Die Weltkriege kamen, nach 1945 blieb Kehl französisch, in der Stadt wohnten französische Militärs und Zivilisten. Erst ein Abkommen 1949 sorgte dafür, dass die Stadt innerhalb von vier Jahren an Deutschland zurückgegeben wurde. Alfred Wickers erinnert sich noch an viele Einzelheiten: an den Stacheldraht, der quer durch die Stadt gezogen war und etappenweise versetzt wurde. An den „Kreml“, das große türmchenverzierte Zollhaus am Ortseingang, das man nur mit einer Sondergenehmigung passieren durfte, an den ersten Stock des Pfarrhauses im Stadtteil Auenheim, wo seine Eltern die wenigen Schuhe, die sie retten konnten, verkauften, und schließlich an die Zeit des Wiederaufbaus im neuen Schuhgeschäft der Eltern. Eine Anekdote nach der anderen.

In den 60er Jahren sei enorm viel getrickst worden, der französische Zoll war streng. „Wir hatten kistenweise alte Schuhe im Laden, die die Franzosen beim Einkaufen hier zurückließen.“ Die Sohlen der neuen Paare habe man schön schwarz gemacht, damit sie abgelaufen aussahen, und dann ab mit dem Schmuggelgut, an der Zollkontrolle vorbei. Kehl muss damals satt verdient haben, vor allem mit Waren, die es im Nachbarland nicht oder nur sehr teuer gab. „Tonnenweise verkaufte die einzige Apotheke hier das drüben verbotene Abführmittel Dragee 19.“ Am liebsten erzählt Wickers die „enorme Sache“ von den Büstenhaltern. Ob es auf der anderen Rheinseite einen Engpass gab oder die Vorliebe französischer Damen für deutsche BHs und Korsettagen preisliche Gründe hatte, ist nicht überliefert. Wäsche jeder Art war jedenfalls der Kehler Hit.

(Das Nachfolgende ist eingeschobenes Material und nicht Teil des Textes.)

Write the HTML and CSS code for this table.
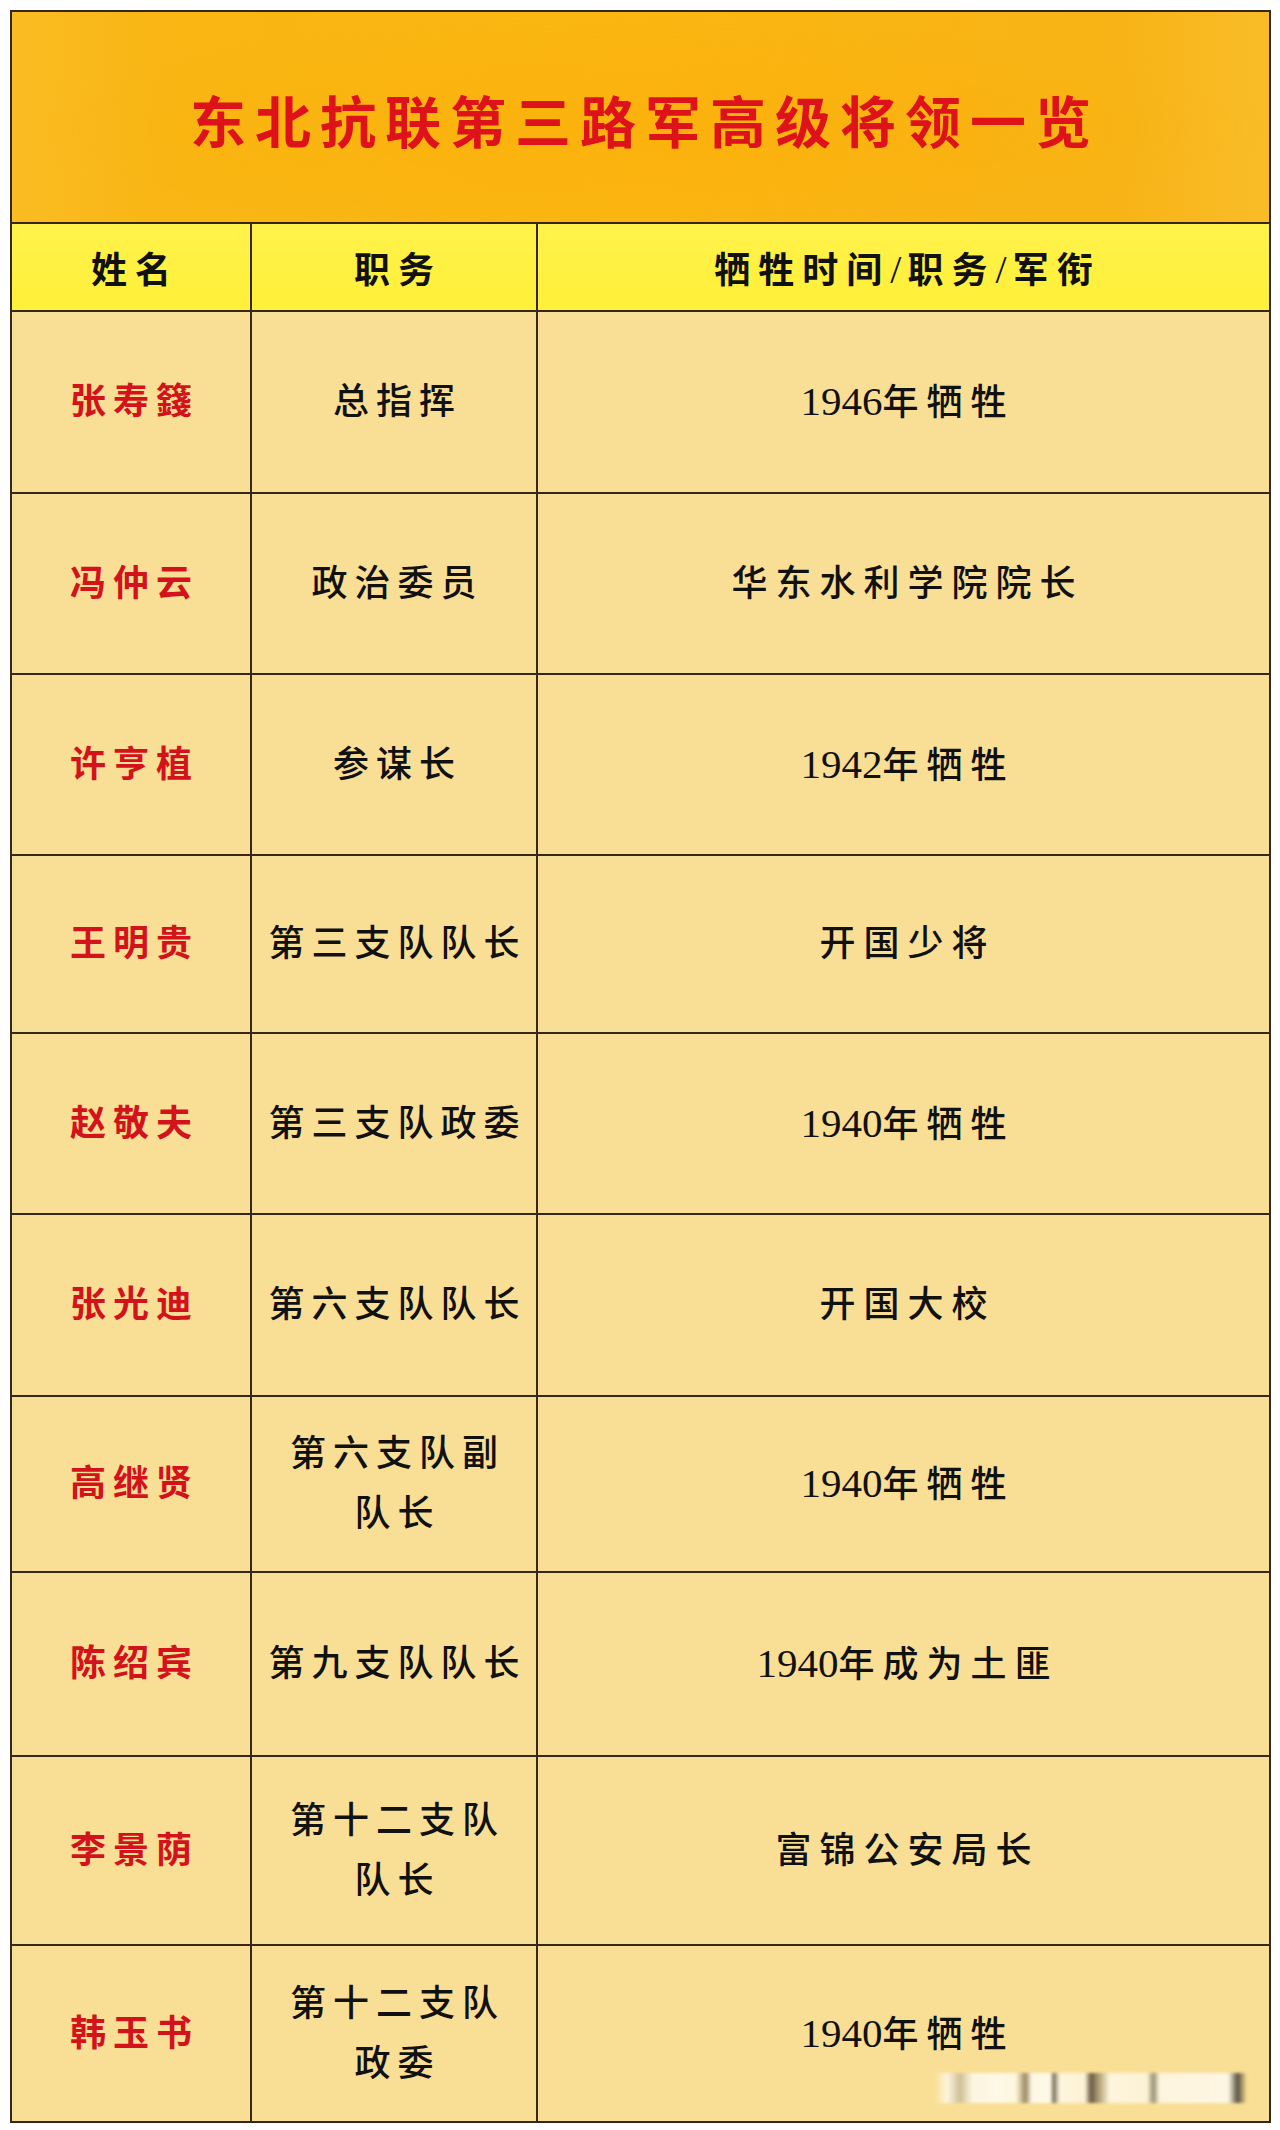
FILE: index.html
```html
<!DOCTYPE html>
<html lang="zh-CN">
<head>
<meta charset="utf-8">
<title>东北抗联第三路军高级将领一览</title>
<link rel="stylesheet" href="styles.css">
</head>
<body>
<main class="page">
  <table class="roster">
    <colgroup>
      <col class="c-name">
      <col class="c-role">
      <col class="c-fate">
    </colgroup>
    <thead>
      <tr class="title-row">
        <th colspan="3" class="title">东北抗联第三路军高级将领一览</th>
      </tr>
      <tr class="head-row">
        <th>姓名</th>
        <th>职务</th>
        <th>牺牲时间<span class="slash">/</span>职务<span class="slash">/</span>军衔</th>
      </tr>
    </thead>
    <tbody>
      <tr>
        <td class="name">张寿籛</td>
        <td class="role">总指挥</td>
        <td class="fate"><span class="num">1946</span>年牺牲</td>
      </tr>
      <tr>
        <td class="name">冯仲云</td>
        <td class="role">政治委员</td>
        <td class="fate">华东水利学院院长</td>
      </tr>
      <tr>
        <td class="name">许亨植</td>
        <td class="role">参谋长</td>
        <td class="fate"><span class="num">1942</span>年牺牲</td>
      </tr>
      <tr>
        <td class="name">王明贵</td>
        <td class="role">第三支队队长</td>
        <td class="fate">开国少将</td>
      </tr>
      <tr>
        <td class="name">赵敬夫</td>
        <td class="role">第三支队政委</td>
        <td class="fate"><span class="num">1940</span>年牺牲</td>
      </tr>
      <tr>
        <td class="name">张光迪</td>
        <td class="role">第六支队队长</td>
        <td class="fate">开国大校</td>
      </tr>
      <tr>
        <td class="name">高继贤</td>
        <td class="role two-line">第六支队副<br>队长</td>
        <td class="fate"><span class="num">1940</span>年牺牲</td>
      </tr>
      <tr>
        <td class="name">陈绍宾</td>
        <td class="role">第九支队队长</td>
        <td class="fate"><span class="num">1940</span>年成为土匪</td>
      </tr>
      <tr>
        <td class="name">李景荫</td>
        <td class="role two-line">第十二支队<br>队长</td>
        <td class="fate">富锦公安局长</td>
      </tr>
      <tr>
        <td class="name">韩玉书</td>
        <td class="role two-line">第十二支队<br>政委</td>
        <td class="fate last-cell"><span class="num">1940</span>年牺牲<span class="watermark" aria-hidden="true"></span></td>
      </tr>
    </tbody>
  </table>
</main>
</body>
</html>
```

FILE: styles.css
```css
html, body {
  margin: 0;
  padding: 0;
  background: #ffffff;
}

.page {
  padding: 10px 11px 10px 10px;
}

.roster {
  width: 1259px;
  border-collapse: collapse;
  table-layout: fixed;
  border: 2px solid #2a2016;
  font-family: "Liberation Serif", "Noto Sans CJK SC", serif;
  color: #111111;
}

.c-name { width: 240px; }
.c-role { width: 286px; }
.c-fate { width: 733px; }

.roster th,
.roster td {
  border: 2px solid #33281a;
  text-align: center;
  vertical-align: middle;
  padding: 0;
}

.title-row th.title {
  height: 208px;
  background:
    radial-gradient(ellipse at 50% 55%, rgba(255, 170, 0, 0.35) 0%, rgba(255, 170, 0, 0) 70%),
    linear-gradient(90deg, #f9bc22 0%, #f9b614 12%, #fbb612 50%, #f8b416 88%, #f9bc28 100%);
  color: #de121a;
  font-size: 56px;
  font-weight: 700;
  letter-spacing: 9px;
  padding-left: 9px;
  padding-top: 2px;
}

.head-row th {
  height: 86px;
  background: linear-gradient(180deg, #fff24a 0%, #fff03a 100%);
  font-size: 36px;
  font-weight: 700;
  letter-spacing: 8px;
  padding-left: 8px;
}

.head-row .slash {
  font-family: "Liberation Serif", serif;
  font-weight: 400;
  font-size: 40px;
  letter-spacing: 6px;
}

.roster tbody td {
  background: #f9df96;
  font-size: 36px;
  font-weight: 500;
  letter-spacing: 8px;
  padding-left: 8px;
  line-height: 60px;
}

.roster tbody tr:nth-child(1)  td { height: 180px; }
.roster tbody tr:nth-child(2)  td { height: 179px; }
.roster tbody tr:nth-child(3)  td { height: 179px; }
.roster tbody tr:nth-child(4)  td { height: 176px; }
.roster tbody tr:nth-child(5)  td { height: 179px; }
.roster tbody tr:nth-child(6)  td { height: 180px; }
.roster tbody tr:nth-child(7)  td { height: 174px; }
.roster tbody tr:nth-child(8)  td { height: 182px; }
.roster tbody tr:nth-child(9)  td { height: 187px; }
.roster tbody tr:nth-child(10) td { height: 175px; }

.roster tbody td.name {
  color: #d3131b;
  font-weight: 700;
  letter-spacing: 7px;
  padding-left: 7px;
}

.roster tbody td.role {
  letter-spacing: 7px;
  padding-left: 7px;
}

.num {
  font-family: "Liberation Serif", serif;
  font-size: 41px;
  font-weight: 400;
  letter-spacing: 0;
}

.last-cell {
  position: relative;
}

.watermark {
  position: absolute;
  right: 22px;
  bottom: 18px;
  width: 312px;
  height: 30px;
  background: linear-gradient(90deg,
    rgba(255,255,255,0) 0%,
    rgba(255,255,255,0.8) 4%,
    rgba(150,150,150,0.5) 8%,
    rgba(255,255,255,0.8) 12%,
    rgba(255,255,255,0.9) 20%,
    rgba(255,250,230,1) 26%,
    rgba(90,80,60,0.7) 29%,
    rgba(255,255,255,0.9) 31%,
    rgba(255,255,255,0.9) 37%,
    rgba(60,60,60,0.8) 38%,
    rgba(255,255,255,0.8) 40%,
    rgba(255,255,255,0.7) 48%,
    rgba(60,50,40,0.9) 50%,
    rgba(150,140,120,0.7) 53%,
    rgba(255,255,255,0.8) 56%,
    rgba(255,255,255,0.7) 68%,
    rgba(90,90,90,0.7) 70%,
    rgba(255,255,255,0.8) 72%,
    rgba(255,255,255,0.85) 94%,
    rgba(40,40,40,0.9) 97%,
    rgba(255,255,255,0) 100%);
  filter: blur(1.5px);
  opacity: 0.85;
}
```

Auch wenn die Franzosen am Wochenende immer noch zum Einkaufen kommen, von der damaligen Euphorie ist heute in Kehl nichts mehr zu spüren, eher eine gewisse Zurückhaltung allem Fremden gegenüber. In dem winzigen Stadtzentrum – 15000 Menschen leben in der Kernstadt – ordnen sich übersichtlich Häuser aus den 50er Jahren aneinander, nichts erinnert an die Zeit davor. Das Heimatmuseum hat nur am jeweils ersten Sonntag im Monat geöffnet. Der Veranstaltungskalender der Stadt lädt zu Fastnacht, Rollmopsessen und Handarbeitsnachmittag ein. Weder kulinarisch noch architektonisch ist französische Lebensart zu finden, das „Goldene Lamm“ und „Die Traube“ sind längst zum Italiener und Chinesen geworden.

Munsterkäse und Wein

Eine, die sich auskennt, ist die Buchhändlerin Christina Baumgärtner. Ihre Familie ist ein Beispiel dafür, dass die Nachkriegsgeneration aus der Geschichte gelernt hat. „Die alten Kehler“, sagt sie, „haben außer ihrem geliebten elsässischen Munsterkäse mit Frankreich nicht viel am Hut. Ihre Heimatstadt wurde x-mal evakuiert, die Franzosen haben ihre Häuser bis auf die Kloschüsseln abmontiert, sie sind verbittert. Sie sprechen kaum französisch und wollen es auch nicht.“ Ähnlich sei es mit der Generation der über 60-Jährigen drüben in Straßburg. „Die Franzosen kaufen hier Kleidung, die Deutschen fahren rüber und holen eine Kiste Wein. Das war’s dann.“

Und trotzdem hat sich etwas geändert in den vergangenen Jahrzehnten, etwas Entscheidendes. „Für meine drei Kinder ist die Brücke keine Grenze“, sagt Christina Baumgärtner, die mehrmals täglich zwischen Straßburg und Kehl hin- und herfährt, zum Beispiel, um ihre Kinder von der französischen Schule in der Nachbarstadt abzuholen. Auch wenn die Baumgärtners damit in Kehl zu einer Minderheit gehören – die ersten Schritte sind gemacht. Und die Zukunft Kehls baut auch auf eine Brücke. Bis 2004 soll eine moderne Drahtseilkonstruktion für Fußgänger und Radfahrer beide Rheinufer miteinander verbinden.